Using the correct temperature wax applied to the top deck of your surfboard can make the difference between catching rides all day, or swimming. Waxing your surf board properly is essential to maximizing your surfing skill.
The first thing to consider is what kind of wax to buy. Warm or cold water wax is important, using wax intended for the opposite water conditions can cause you to slide right off your board, which is exactly what you will do if you don't have any wax on your board.
Water temperatures are printed clearly on the outside of the package, simply be aware of the water temperature where you will be surfing and the corresponding recommended temperatures on the package. A tropical temperature wax will be the hardest composition to resist melting, where as the cold water temperature wax is the softest for easier application in cold climates.
Once you have your wax, you need to get the old wax off your board.( For a new surfboard we recommend a base coat first. ) The easiest method is to lay your board out in the sun so that the wax already on the board softens. Once it softens, scrape it off gently with a wax comb like "sharkbaitsurfwax flex wax comb" made for just that task and sold at surf shops. If you don't have one of these combs, a plastic scraper or old credit card will work, avoid using metal tools, they will scratch fiberglass.
Use a wax remover and cleaner like "sharkbaitsurfwax wax remover", an all citrus-based solvent that rinses off with water to remove old wax and dirt.
How to Wax a Surfboard
"sharkbaitsurfwax" is the stuff that makes your feet stick to the top of your surfboard and helps prevent surfers from becoming shark food. It's a good thing.
1. Understand that different kinds of surf wax are made to work in different water temperatures. Buy surf wax that is suited to the water conditions you surf in.
2. Consider using a base wax to prolong the effectiveness of your grip waxes. A base wax is the hardest compostion surf wax and has the best adhesion(stays on your board the longest) to fiberglass and epoxy. Applying a base coat first allows the softer grip waxes to adhere to the top deck of your surfboard better without pushing off, which means your grip wax will stay where it does the most work.
3. Rub wax onto the "deck," or top, of your surfboard using 3- to 6-inch circles. Pay particular attention to the parts of the deck where your feet will be, and wax the board all the way to the tail.
4. Note that you don't need to wax the extreme front of the deck, but put some wax at the spot on the top side of each "rail," or side of the board, where your hands grab the board to sink the nose when you duck dive.

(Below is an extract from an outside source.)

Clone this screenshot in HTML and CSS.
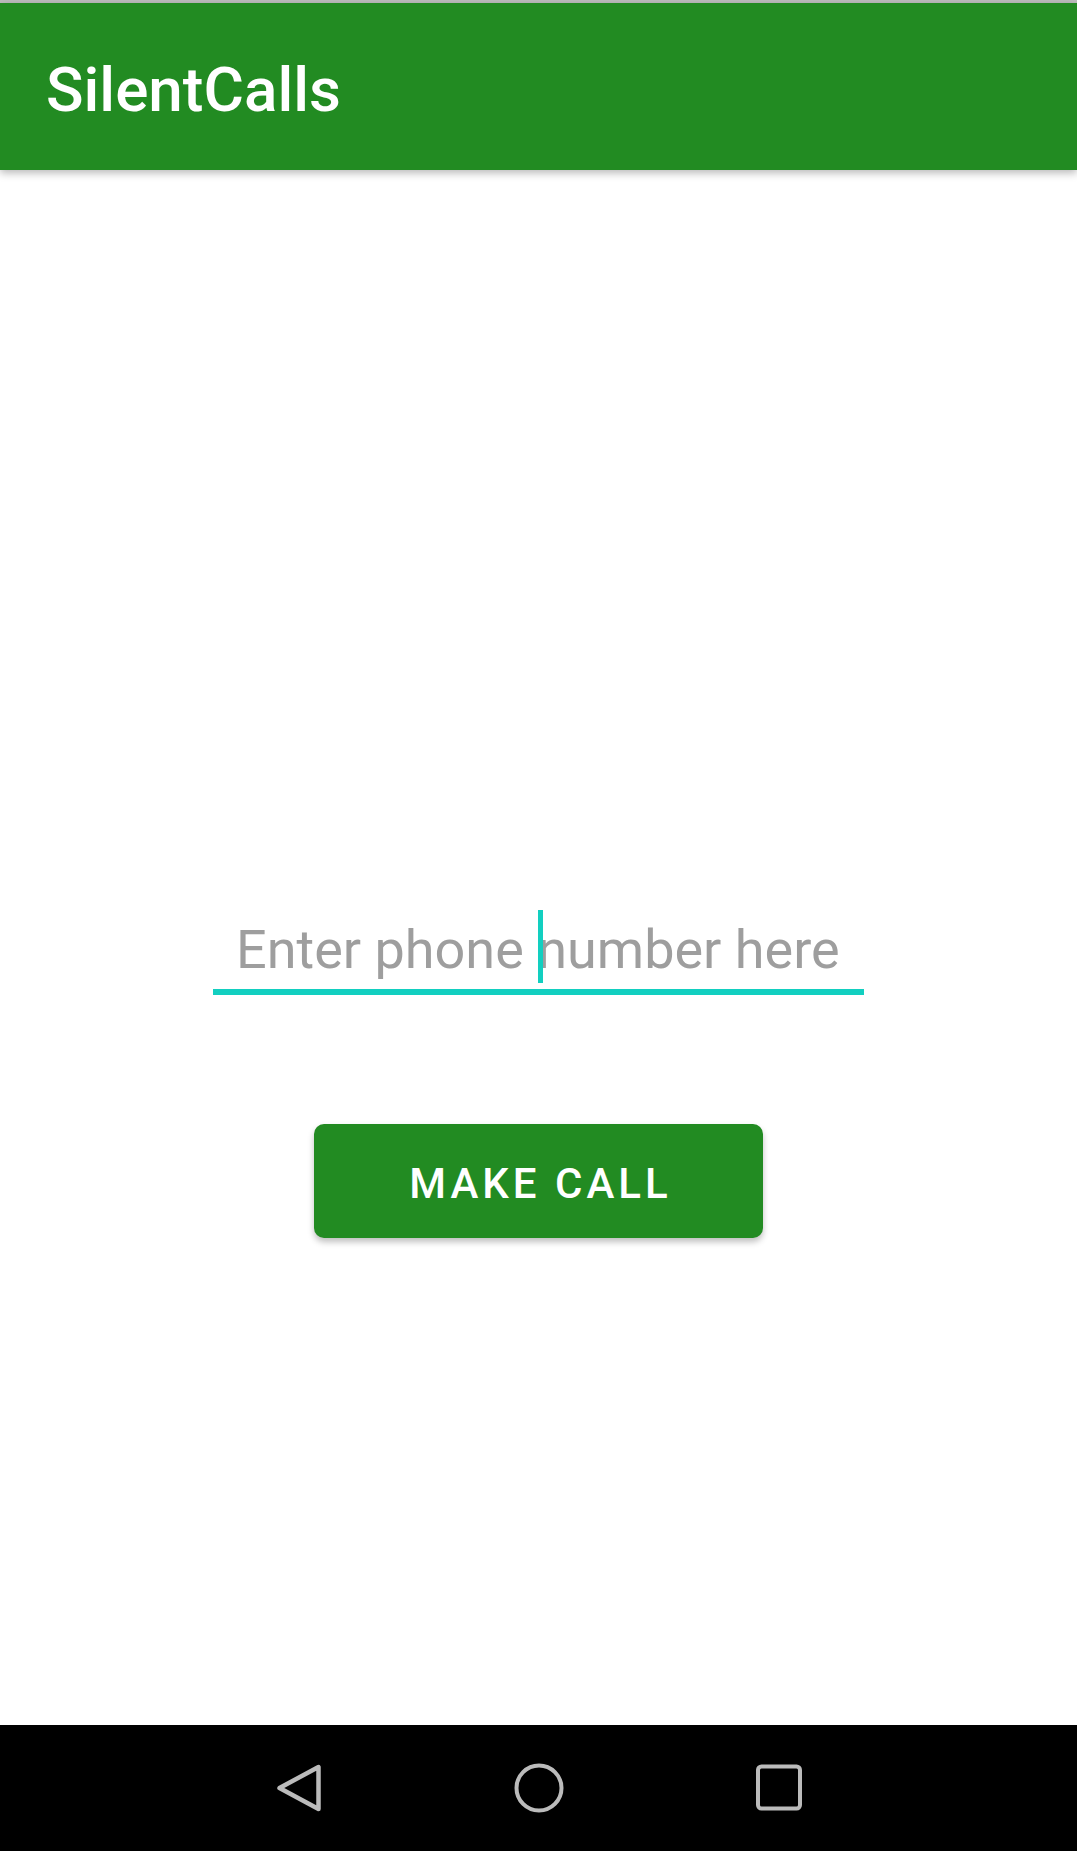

Put a heavy coat of wax on your board every time you go surfing while you are learning.
If you are wearing a wetsuit, you can tuck a small bit of wax into the calf of your wetsuit so that you will have it handy if you need to rub a little onto your board while you're in the water.
Once you have a thick coat of wax on your surfboard, you can use a stiff comb to rough up the wax for an even better grip.
Anticipate where you will stand up, and where on the rails you will push up with your hands and make sure to apply extra wax in these locations. Remember, there's no harm in putting wax somewhere and ending up not needing it. Better too much wax than not enough.
When you are done applying the wax, spray some cool water over the surface of the board so that the wax cools and hardens and stays on the board.
Some surfers like a softer wax like a cold or cool, even in warm or tropical waters. You can protect or cover a softer wax by lightly waxing over the cooler temperature wax with a hard warm or tropical wax, which helps prevent the softer wax from pushing off or rubbing on to you.